• _WHAT TO WORK ON_
Which lines hold the word "using"? Copy each of them from the material.

** Start **

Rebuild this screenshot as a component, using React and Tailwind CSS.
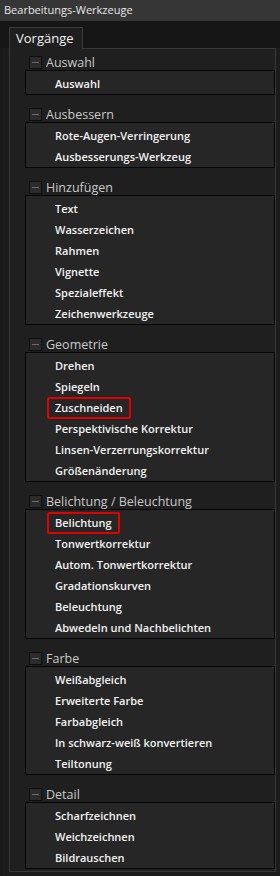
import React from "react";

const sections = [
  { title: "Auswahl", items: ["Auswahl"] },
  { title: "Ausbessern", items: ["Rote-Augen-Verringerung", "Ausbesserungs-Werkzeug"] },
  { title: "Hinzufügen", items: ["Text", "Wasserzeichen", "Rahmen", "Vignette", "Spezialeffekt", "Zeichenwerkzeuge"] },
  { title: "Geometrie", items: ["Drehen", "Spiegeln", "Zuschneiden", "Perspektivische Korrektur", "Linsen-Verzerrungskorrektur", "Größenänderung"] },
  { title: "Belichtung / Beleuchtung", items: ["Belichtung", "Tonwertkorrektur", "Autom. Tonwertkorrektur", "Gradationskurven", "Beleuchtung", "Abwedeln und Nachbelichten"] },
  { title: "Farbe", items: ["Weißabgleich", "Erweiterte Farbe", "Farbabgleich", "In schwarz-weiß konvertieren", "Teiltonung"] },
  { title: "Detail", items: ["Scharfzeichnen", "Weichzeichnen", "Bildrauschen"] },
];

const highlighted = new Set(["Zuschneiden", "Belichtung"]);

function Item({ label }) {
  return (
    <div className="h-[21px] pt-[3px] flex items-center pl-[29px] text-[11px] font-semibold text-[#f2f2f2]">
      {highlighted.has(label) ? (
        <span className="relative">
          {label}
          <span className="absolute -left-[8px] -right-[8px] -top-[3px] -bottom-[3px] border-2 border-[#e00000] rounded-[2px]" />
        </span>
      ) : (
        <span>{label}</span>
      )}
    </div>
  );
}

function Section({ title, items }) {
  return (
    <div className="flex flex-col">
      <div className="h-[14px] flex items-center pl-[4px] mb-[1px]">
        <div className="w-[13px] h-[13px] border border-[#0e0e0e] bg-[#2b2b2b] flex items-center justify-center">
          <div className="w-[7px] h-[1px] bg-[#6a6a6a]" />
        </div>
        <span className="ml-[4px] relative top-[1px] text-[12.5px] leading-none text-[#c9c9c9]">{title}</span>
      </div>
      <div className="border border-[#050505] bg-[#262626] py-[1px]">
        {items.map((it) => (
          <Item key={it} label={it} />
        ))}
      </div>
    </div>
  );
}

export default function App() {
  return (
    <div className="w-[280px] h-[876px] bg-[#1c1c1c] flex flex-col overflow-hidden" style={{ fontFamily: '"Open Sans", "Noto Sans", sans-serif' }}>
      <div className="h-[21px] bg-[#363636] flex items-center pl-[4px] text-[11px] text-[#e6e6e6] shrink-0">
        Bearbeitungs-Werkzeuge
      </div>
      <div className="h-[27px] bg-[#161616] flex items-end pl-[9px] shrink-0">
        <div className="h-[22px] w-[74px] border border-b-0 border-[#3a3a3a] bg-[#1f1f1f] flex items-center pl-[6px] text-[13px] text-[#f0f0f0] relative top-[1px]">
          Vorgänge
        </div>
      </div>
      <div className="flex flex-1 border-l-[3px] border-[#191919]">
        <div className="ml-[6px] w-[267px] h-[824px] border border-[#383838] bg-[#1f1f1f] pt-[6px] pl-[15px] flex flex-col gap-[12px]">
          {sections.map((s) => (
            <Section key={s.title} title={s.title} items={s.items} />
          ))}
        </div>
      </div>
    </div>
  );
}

** End **
** Start **

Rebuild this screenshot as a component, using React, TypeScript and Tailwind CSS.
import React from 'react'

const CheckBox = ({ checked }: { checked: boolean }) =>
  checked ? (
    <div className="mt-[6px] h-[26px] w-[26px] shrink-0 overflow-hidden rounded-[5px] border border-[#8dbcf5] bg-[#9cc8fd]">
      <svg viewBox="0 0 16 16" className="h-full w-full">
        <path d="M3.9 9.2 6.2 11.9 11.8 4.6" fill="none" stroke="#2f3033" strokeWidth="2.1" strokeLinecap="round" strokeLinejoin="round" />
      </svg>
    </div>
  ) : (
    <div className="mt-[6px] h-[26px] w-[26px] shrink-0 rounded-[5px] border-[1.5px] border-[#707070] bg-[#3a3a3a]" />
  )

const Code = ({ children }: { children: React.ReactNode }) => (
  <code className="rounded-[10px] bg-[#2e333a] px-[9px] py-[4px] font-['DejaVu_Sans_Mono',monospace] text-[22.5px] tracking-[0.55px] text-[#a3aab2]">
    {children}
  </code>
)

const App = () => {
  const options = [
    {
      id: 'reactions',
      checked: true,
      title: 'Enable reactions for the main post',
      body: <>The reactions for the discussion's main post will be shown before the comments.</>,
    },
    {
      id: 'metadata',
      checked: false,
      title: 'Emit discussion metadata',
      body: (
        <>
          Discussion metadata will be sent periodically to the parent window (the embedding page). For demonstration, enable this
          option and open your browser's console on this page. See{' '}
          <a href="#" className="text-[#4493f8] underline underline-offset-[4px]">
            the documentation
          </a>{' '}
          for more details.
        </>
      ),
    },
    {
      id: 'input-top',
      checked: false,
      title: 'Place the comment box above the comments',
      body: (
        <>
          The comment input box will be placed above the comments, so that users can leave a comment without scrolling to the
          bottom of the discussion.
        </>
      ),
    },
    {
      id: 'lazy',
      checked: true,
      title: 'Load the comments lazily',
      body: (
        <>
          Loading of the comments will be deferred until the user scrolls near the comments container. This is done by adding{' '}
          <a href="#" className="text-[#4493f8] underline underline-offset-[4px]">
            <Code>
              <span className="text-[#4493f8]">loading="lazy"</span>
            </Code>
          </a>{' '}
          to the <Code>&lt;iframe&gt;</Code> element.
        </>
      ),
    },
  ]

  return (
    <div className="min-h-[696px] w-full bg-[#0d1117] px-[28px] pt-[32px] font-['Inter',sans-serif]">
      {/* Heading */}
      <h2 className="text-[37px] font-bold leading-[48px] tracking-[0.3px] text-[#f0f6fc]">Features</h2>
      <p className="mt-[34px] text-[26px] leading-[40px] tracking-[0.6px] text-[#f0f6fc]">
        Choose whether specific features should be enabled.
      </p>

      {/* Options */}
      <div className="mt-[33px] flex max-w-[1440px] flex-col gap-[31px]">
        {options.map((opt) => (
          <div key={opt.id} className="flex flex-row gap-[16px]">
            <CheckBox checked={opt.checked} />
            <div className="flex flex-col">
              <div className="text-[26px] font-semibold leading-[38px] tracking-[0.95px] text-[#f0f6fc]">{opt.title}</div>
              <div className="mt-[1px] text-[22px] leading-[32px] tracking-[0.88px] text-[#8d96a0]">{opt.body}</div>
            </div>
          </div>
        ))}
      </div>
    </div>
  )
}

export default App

** End **

• _SOLVED EXERCISE_
Rebuild this screenshot as a component, using React and Tailwind CSS.
Rebuild this screenshot as a component, using React, TypeScript and Tailwind CSS.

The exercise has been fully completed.